The Deferred Processor: Trade-offs in High-Throughput Scheduling and Observability

When building high-throughput distributed systems, engineers often face a classic dilemma: pursue ultra-low latency, or accept asynchronous batching for higher overall throughput?

The "Deferred Processor" pattern represents the latter. It exists not merely to "defer" work, but to decouple Submission from Execution on critical I/O paths, thereby providing traffic shaping capabilities and precise observability into system health.

This article dives into the design philosophy of this architecture and analyzes the key trade-offs involved in its implementation.

Core Design Intent

In a synchronous model, the requester must wait for task completion. This works well in low-concurrency scenarios, but under bursty traffic or downstream jitter, synchronous calls block request threads, leading to cascading failures.

The Deferred Processor has two core intents:

Non-blocking Submission: Making the producer's Add operation as fast as possible, usually involving only a single memory write or channel send.
Precise Queue Observability: Unlike a simple "fire-and-forget" go func(), this pattern emphasizes measuring exactly "how long a task waited in the queue."

This pattern is common in log collection, metric reporting, or non-critical database writes.

Architectural Anatomy

By reviewing a typical Deferred Processor implementation (referencing idiomatic Go patterns), we can identify three distinct anatomical parts:

1. Task Encapsulation & Metadata (The Wrapper)

Naive asynchronous processing might pass raw closures or interfaces. However, industrial-grade implementations necessitate an intermediate layer—the Wrapper.

type Wrapper struct {
    task       Task
    queuedTime time.Time
}

The Trade-off: We introduce extra Memory Allocation and copy overhead.

The Gain: We obtain queuedTime. This is the cornerstone of calculating "Queue Latency." Without this timestamp, we only know when a task started and ended, but cannot distinguish between "slow processing" and "long queueing."
The Cost: Each task increases by the size of a struct. In scenarios with millions of QPS, this can impose significant pressure on the Garbage Collector.

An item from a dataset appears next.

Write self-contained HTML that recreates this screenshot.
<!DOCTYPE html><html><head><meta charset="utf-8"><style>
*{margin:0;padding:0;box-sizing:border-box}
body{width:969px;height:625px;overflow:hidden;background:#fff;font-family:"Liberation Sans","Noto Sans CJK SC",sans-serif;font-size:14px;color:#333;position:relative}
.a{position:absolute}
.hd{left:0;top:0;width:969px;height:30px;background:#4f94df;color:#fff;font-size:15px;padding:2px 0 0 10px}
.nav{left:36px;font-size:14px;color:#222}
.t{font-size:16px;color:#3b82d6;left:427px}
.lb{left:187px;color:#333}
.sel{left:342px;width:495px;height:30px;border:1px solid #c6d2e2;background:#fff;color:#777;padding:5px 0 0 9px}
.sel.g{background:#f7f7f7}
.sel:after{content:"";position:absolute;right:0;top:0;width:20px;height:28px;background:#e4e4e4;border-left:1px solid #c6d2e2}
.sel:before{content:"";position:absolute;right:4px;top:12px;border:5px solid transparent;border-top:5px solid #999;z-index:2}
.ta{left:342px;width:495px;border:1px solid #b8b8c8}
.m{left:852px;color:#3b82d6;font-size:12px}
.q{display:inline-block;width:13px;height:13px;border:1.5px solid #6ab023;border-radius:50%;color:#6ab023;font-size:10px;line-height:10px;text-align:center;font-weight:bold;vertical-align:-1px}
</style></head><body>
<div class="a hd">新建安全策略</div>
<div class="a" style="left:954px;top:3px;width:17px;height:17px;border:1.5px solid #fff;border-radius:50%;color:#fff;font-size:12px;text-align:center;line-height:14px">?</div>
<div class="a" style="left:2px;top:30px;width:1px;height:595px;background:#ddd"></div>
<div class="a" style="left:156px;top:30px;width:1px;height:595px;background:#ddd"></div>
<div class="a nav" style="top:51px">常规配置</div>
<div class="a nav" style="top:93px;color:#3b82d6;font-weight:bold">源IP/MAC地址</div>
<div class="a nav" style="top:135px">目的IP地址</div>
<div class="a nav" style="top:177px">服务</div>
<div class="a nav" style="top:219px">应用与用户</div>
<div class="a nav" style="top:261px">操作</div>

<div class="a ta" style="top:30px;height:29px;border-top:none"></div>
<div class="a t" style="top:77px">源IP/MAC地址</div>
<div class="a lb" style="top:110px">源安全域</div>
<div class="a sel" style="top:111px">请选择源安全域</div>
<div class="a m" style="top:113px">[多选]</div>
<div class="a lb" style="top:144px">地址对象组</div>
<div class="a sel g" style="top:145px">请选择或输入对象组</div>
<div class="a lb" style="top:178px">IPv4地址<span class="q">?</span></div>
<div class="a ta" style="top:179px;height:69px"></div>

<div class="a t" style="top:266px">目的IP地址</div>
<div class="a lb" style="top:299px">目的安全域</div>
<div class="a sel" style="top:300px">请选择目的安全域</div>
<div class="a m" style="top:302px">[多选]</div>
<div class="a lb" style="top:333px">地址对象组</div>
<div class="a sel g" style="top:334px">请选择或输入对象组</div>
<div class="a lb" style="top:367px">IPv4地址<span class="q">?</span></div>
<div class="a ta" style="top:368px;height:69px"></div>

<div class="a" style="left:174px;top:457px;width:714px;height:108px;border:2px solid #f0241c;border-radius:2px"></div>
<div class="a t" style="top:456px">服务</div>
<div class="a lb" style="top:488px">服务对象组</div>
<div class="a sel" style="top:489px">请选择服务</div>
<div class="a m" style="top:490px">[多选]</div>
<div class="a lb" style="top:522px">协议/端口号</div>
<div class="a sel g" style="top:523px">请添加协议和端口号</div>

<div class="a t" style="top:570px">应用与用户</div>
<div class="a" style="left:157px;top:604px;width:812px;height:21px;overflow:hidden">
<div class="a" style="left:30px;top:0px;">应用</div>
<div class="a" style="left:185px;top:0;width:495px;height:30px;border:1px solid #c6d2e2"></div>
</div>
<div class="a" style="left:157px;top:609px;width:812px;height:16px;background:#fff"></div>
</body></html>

2. Bounded Buffer & Backpressure

The processor typically centers around a buffered channel:

tasks: make(chan Wrapper, bufferSize)

The Trade-off: Buffered Channel vs. Unbounded Queue (e.g., Linked List)?

Industrial Consensus: Most online systems should choose Bounded Buffers.
The Reason: Unbounded queues are breeding grounds for memory leaks. When consumption consistently lags behind production, an unbounded queue will silently devour all available memory until the process crashes with an OOM (Out of Memory) error.
Backpressure Strategy: When the buffer is full, the Add operation must decide: block the caller, drop the task, or return an error? In Deferred Processor designs, a non-blocking select default branch is often used to fail fast or shed load, protecting the stability of upstream systems.

3. Worker Pool & Lifecycle Management

Instead of spawning a new Goroutine for every task, this pattern maintains a fixed Worker Pool.

for i := 0; i < numWorkers; i++ {
    go dp.worker(i)
}

The Trade-off:

Resource Isolation: By fixing numWorkers, we strictly limit the maximum CPU consumption of this module. Even if upstream traffic surges 10x, the background load is physically isolated and will not drag down the main business logic.
Graceful Shutdown: This is the most easily overlooked aspect. A robust processor must support Stop() and ensure:
1. Cessation of new task acceptance.
2. Consumption of existing tasks in the channel.
3. Waiting for all Workers to exit safely. This typically requires precise coordination between context.Context and sync.WaitGroup.

Deep Observability: Seeing the Invisible

The greatest value of this pattern lies in the visibility it affords. The moment a Worker picks up a task, we gain the ability to compute WaitDuration:

latency := time.Since(wrapper.queuedTime)

This metric reflects system health far better than raw CPU usage.

If latency rises continuously, it indicates Production > Consumption, making scaling imperative.
If latency fluctuates in jagged patterns, it may hint at Go Runtime GC pauses or scheduling delays.

Conclusion

The Deferred Processor is not a silver bullet. It increases code complexity and introduces the risk of data loss (in the event of a crash or buffer overflow).

However, in system designs prioritizing high availability and observability, this explicit, controllable asynchronous processing layer is indispensable. It transforms implicit Go scheduling behaviors into explicit architectural components, allowing us to maintain control over the system even amidst chaotic traffic surges.